Non-functioning of cargo-handling
Over the past years, serious allegations were made about the Hambantota Port and every opposition politician criticised Hambantota due to the absence of ships. But no one complained about the unavailability of cargo-handling facilities. The new Chairman of the Port Authority complained to the media that the machinery expected under the Hambantota Stage 1 contract was not supplied. But he did not provide further details.
What really happened was the contract for the South Terminal of the Colombo South Harbour signed with China Merchant Holdings included a clause holding up cargo-handling at Hambantota until the South Terminal reached two-thirds of its capacity.
Who was responsible?
Who was responsible for the inclusion of the clause restricting operation at the Hambantota Harbor, which was built at a massive cost? What was the role played by politicians?
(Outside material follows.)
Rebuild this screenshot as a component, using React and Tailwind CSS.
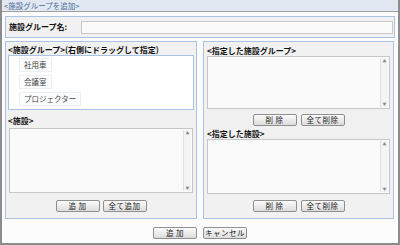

In addition, the senior staff of SLPA, who were well established in Colombo, with housing and children attending schools there, would not have wished to be transferred to the arid Hambantota. It is the joint collaboration of both parties which included the two-thirds clause to the South Terminal contract, which prevented Hambantota from handling containers.
Hambantota Stage 2 by CMH
The Chinese-developed Hambantota Stage 2 is expected to be in operation by the end of 2015. CMH, being the beneficiary of the South Terminal agreement of the Colombo South Port, will not be bound by the restrictions and becomes the sole operator in the Hambantota Port.
The efficiency shown by the operator in container-handling and the proximity of Hambantota to shipping lines would attract container carriers and have a tremendously adverse effect on the Colombo Port.
When SLPA’s container-handling gantry cranes arrive at the Eastern Terminal, they will be redundant and the Western Terminal will never materialise. With the commencement of container handling operations at Hambantota, investors will return and the new Government will claim credit for the resurgence of the abandoned port.